Before taking the deposition of the new expert, we discovered that there was a problem with his indecipherable mathematical equations: He forgot one zero after the decimal point in computing 320 parts per billion (0.000000320) of Xylene contamination. When the correct number was plugged into his formula, the result, according to his theory, was that the contamination occurred in 1954, rather than 1981. When we took his deposition, the new expert struggled for about fifteen minutes to deny that he had made an error. He finally concluded that because of a typographical error, the 320 parts per billion of xylene in his report should really have been 320 parts per million. However, when we later plugged 320 parts per million into the Chemical Aging Analysis formula, the result was a negative number, indicating that the chemical spill had not yet occurred.
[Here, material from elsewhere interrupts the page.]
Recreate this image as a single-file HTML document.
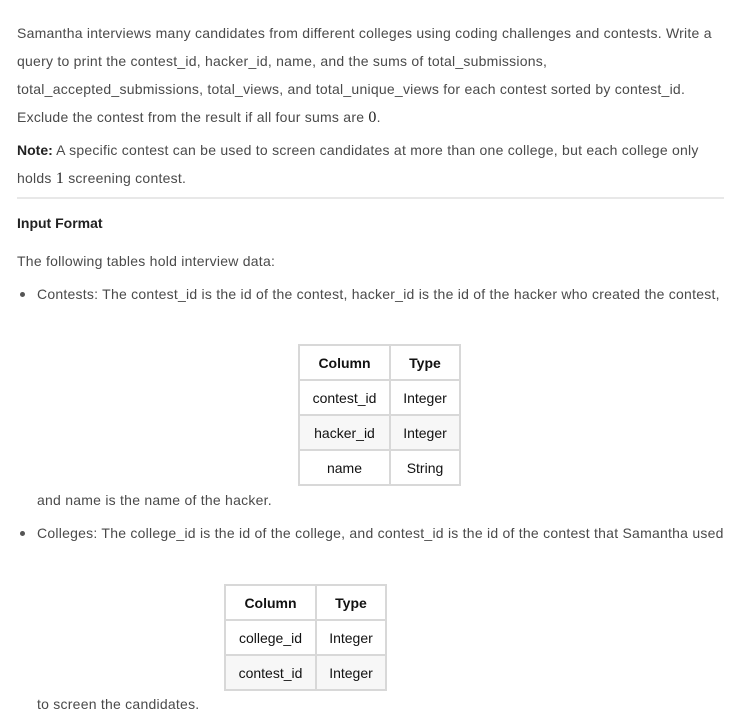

Because we were able to "pull down the pants" of this new expert witness at his deposition, the plaintiff-owner and his attorneys again realized that they could not win their case at trial, so they voluntarily dismissed the case for a second time. Under Illinois law, you only get two bites at the apple, so the second dismissal was final.

CONCLUSIONS

We still don't know whether or not our client actually caused or contributed to the contamination, but the plaintiff-owner was not able to prove that we did. Since the plaintiff was not able to prove its case, our client did not have to pay for any of the clean-up costs.

Everyone involved in this case learned something. In spite of its earlier beliefs, our client learned that its products really do contain BETX, which was found in the soil. We learned that in spite of the mysteries involved in environmental law, our client still could not be held liable without proof that it was at fault. The owner-plaintiff and his attorneys learned that they could not extract a settlement or verdict without good evidence that our client caused the contamination. The second expert witness hired by the owner-plaintiff learned that he could not create liability of our client, by trying to cover up trash science with incomprehensible chemical theory and mathematical equations.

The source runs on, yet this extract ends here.